Cobbett, in his Rural Rides, I think, describes Sheffield as a place we must not name in polite society; but, alluding to the beauty of the valleys which radiate from the town, he said it was "in the arms of angels." Alas one has now to go a long way along the arms before reaching the "angel" portion, for your city grows, and carries its forges, factories, and slums afar; and one looks from Wincobank's heights, on one side at least, on to the painful evidences of the modern hunt for wealth.

All the more reason that this summit and its immediate surroundings should be spared; and I may take this opportunity to urge upon those who control the destinies of this city, to use their utmost efforts to secure the preservation of the hill and camp: not only of the camp, but of all the slopes leading to it, so that the grim evidences of modern civilisation may approach no nearer, and that the bits of woodland, remaining here and there, may be preserved. The property belongs to the Duke of Norfolk, and I do not think you will find him unappreciative of the importance of retaining this valuable relic of the pre-Roman era.

Mr.
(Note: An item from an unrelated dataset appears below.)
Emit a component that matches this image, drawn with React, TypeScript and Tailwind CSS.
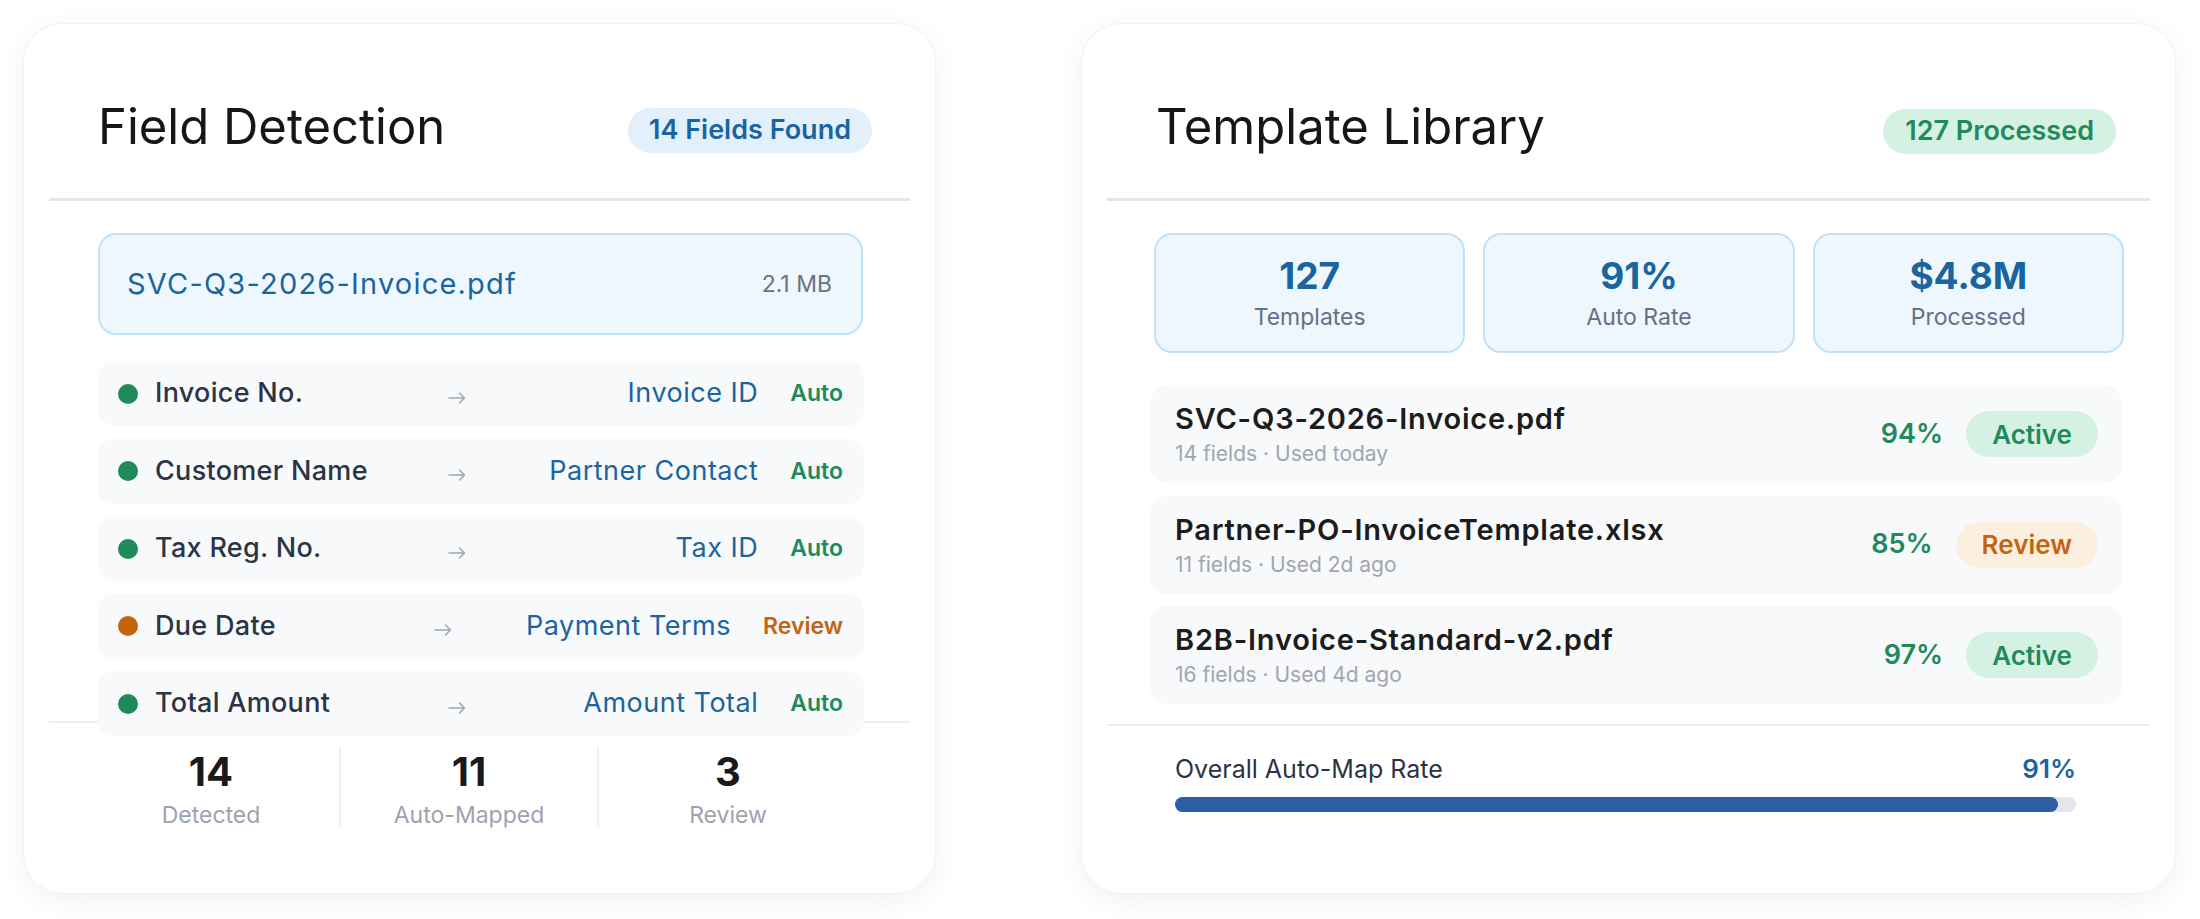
import React from 'react';

type Mapping = {
  label: string;
  target: string;
  status: 'Auto' | 'Review';
};

const mappings: Mapping[] = [
  { label: 'Invoice No.', target: 'Invoice ID', status: 'Auto' },
  { label: 'Customer Name', target: 'Partner Contact', status: 'Auto' },
  { label: 'Tax Reg. No.', target: 'Tax ID', status: 'Auto' },
  { label: 'Due Date', target: 'Payment Terms', status: 'Review' },
  { label: 'Total Amount', target: 'Amount Total', status: 'Auto' },
];

const templates = [
  { name: 'SVC-Q3-2026-Invoice.pdf', meta: '14 fields · Used today', rate: '94%', state: 'Active' },
  { name: 'Partner-PO-InvoiceTemplate.xlsx', meta: '11 fields · Used 2d ago', rate: '85%', state: 'Review' },
  { name: 'B2B-Invoice-Standard-v2.pdf', meta: '16 fields · Used 4d ago', rate: '97%', state: 'Active' },
];

function Arrow() {
  return (
    <svg width="18" height="14" viewBox="0 0 18 14" fill="none" className="shrink-0 translate-y-[4px]">
      <path d="M1 7h15.5M11.5 2l5 5-5 5" stroke="#a0a6b2" strokeWidth="1.5" strokeLinecap="round" strokeLinejoin="round" />
    </svg>
  );
}

function FieldDetection() {
  return (
    <div className="w-[913px] h-[871px] shrink-0 rounded-[40px] bg-white border border-[#f1f2f3] shadow-[0_6px_28px_rgba(0,0,0,0.06)]">
      <div className="flex justify-between items-start h-[174px] pl-[74px] pr-[63px]">
        <h2 className="mt-[78px] text-[49px] leading-none font-normal text-[#161616]">Field Detection</h2>
        <span className="mt-[84px] h-[45px] px-[21px] flex items-center rounded-full bg-[#e2f0fc] text-[27px] font-semibold text-[#1a64a0]">
          14 Fields Found
        </span>
      </div>
      <div className="mx-[25px] h-[3px] bg-[#e4e5e6]" />

      <div className="ml-[74px] mr-[72px] mt-[32px] h-[102px] rounded-[18px] border-2 border-[#c0e2f8] bg-[#eef7fe] flex items-center justify-between pl-[27px] pr-[29px]">
        <span className="text-[29px] tracking-[1.2px] text-[#1a64a0]">SVC-Q3-2026-Invoice.pdf</span>
        <span className="text-[23px] text-[#6b7280]">2.1 MB</span>
      </div>

      <div className="ml-[74px] mr-[71px] mt-[26px] h-[360px] flex flex-col gap-[12.5px]">
        {mappings.map((m) => (
          <div key={m.label} className="h-[65px] shrink-0 flex items-center rounded-[16px] bg-[#f7f9fb] pl-[20px] pr-[21px]">
            <span className={`w-[20px] h-[20px] rounded-full shrink-0 ${m.status === 'Auto' ? 'bg-[#1f8a5b]' : 'bg-[#c4640f]'}`} />
            <span className="ml-[17px] flex-1 min-w-0 text-[27px] font-medium tracking-[0.3px] text-[#2b3445] whitespace-nowrap">{m.label}</span>
            <Arrow />
            <span className="flex-1 min-w-0 text-right text-[27px] tracking-[0.5px] text-[#1a64a0] whitespace-nowrap">{m.target}</span>
            <span className={`ml-[32px] text-[23px] font-semibold ${m.status === 'Auto' ? 'text-[#1f8a5b]' : 'text-[#c4640f]'}`}>
              {m.status}
            </span>
          </div>
        ))}
      </div>

      <div className="mx-[25px] h-[2px] bg-[#eceef0]" />
      <div className="ml-[59px] w-[774px] mt-[25px] h-[79px] grid grid-cols-3">
        {[
          ['14', 'Detected'],
          ['11', 'Auto-Mapped'],
          ['3', 'Review'],
        ].map(([n, l], i) => (
          <div key={l} className={`flex flex-col items-center pt-[4px] ${i < 2 ? 'border-r-2 border-[#eef0f2]' : ''}`}>
            <span className="text-[40px] leading-none font-bold text-[#1a1a1a]">{n}</span>
            <span className="mt-[12px] text-[23px] leading-none text-[#9ca3af]">{l}</span>
          </div>
        ))}
      </div>
    </div>
  );
}

function TemplateLibrary() {
  return (
    <div className="w-[1095px] h-[871px] shrink-0 rounded-[40px] bg-white border border-[#f1f2f3] shadow-[0_6px_28px_rgba(0,0,0,0.06)]">
      <div className="flex justify-between items-start h-[174px] pl-[74px] pr-[59px]">
        <h2 className="mt-[78px] text-[49px] leading-none font-normal text-[#161616]">Template Library</h2>
        <span className="mt-[85px] h-[45px] px-[22px] flex items-center rounded-full bg-[#d5f1e3] text-[27px] font-semibold text-[#1f8a5b]">
          127 Processed
        </span>
      </div>
      <div className="mx-[25px] h-[3px] bg-[#e4e5e6]" />

      <div className="ml-[72px] mr-[51px] mt-[32px] grid grid-cols-3 gap-[18px]">
        {[
          ['127', 'Templates'],
          ['91%', 'Auto Rate'],
          ['$4.8M', 'Processed'],
        ].map(([n, l]) => (
          <div key={l} className="h-[120px] rounded-[18px] border-2 border-[#c0e2f8] bg-[#eef7fe] flex flex-col items-center justify-center gap-[12px]">
            <span className="text-[37px] leading-none font-bold text-[#1a64a0]">{n}</span>
            <span className="text-[23px] leading-none text-[#667085]">{l}</span>
          </div>
        ))}
      </div>

      <div className="ml-[68px] mr-[53px] mt-[32px] flex flex-col gap-[12.5px]">
        {templates.map((t) => (
          <div key={t.name} className="h-[98px] flex items-center rounded-[18px] bg-[#f7f9fb] pl-[25px] pr-[24px]">
            <div className="flex-1 min-w-0 flex flex-col gap-[10px]">
              <span className="text-[29px] leading-none font-semibold tracking-[0.8px] text-[#1c1c1c]">{t.name}</span>
              <span className="text-[21px] leading-none text-[#a0a6b1]">{t.meta}</span>
            </div>
            <span className="text-[27px] font-semibold text-[#1f8a5b]">{t.rate}</span>
            <span
              className={`ml-[23px] h-[46px] px-[26px] flex items-center rounded-full text-[26px] font-semibold ${
                t.state === 'Active' ? 'bg-[#d5f1e3] text-[#1f8a5b]' : 'bg-[#fdefe0] text-[#c4640f]'
              }`}
            >
              {t.state}
            </span>
          </div>
        ))}
      </div>

      <div className="mx-[25px] mt-[20px] h-[2px] bg-[#eceef0]" />
      <div className="ml-[93px] mr-[99px] mt-[30px]">
        <div className="flex items-center justify-between">
          <span className="text-[25px] leading-none text-[#2b3445]">Overall Auto-Map Rate</span>
          <span className="text-[26px] leading-none font-semibold text-[#1a64a0]">91%</span>
        </div>
        <div className="mt-[15px] h-[15px] rounded-full bg-[#e4e6eb]">
          <div className="h-full w-[98%] rounded-full bg-[#2b5ea3]" />
        </div>
      </div>
    </div>
  );
}

export default function App() {
  return (
    <div className="min-h-screen w-full bg-white font-['Inter','Noto_Sans',sans-serif] flex gap-[145px] pl-[23px] pt-[23px]">
      <FieldDetection />
      <TemplateLibrary />
    </div>
  );
}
J. D. Leader, speaking of the great earthwork and its associated vallum, says "So enormous is the work that by our Saxon and Danish ancestors its origin was deemed supernatural, and so ancient that its ridge became for some distance the boundary between the parishes of Sheffield and Ecclesfield. Upon this eminence doubtless stood a Brigantian city, or hill-fortress.”1

Personally, I should think that it was, like so many contemporary works, a camp of refuge, to be used mainly when war was rampant in the land. When peace reigned the tribesmen would dwell in the vales below,

1 Guest (J.), Historic Notices, Rotherham. 1879.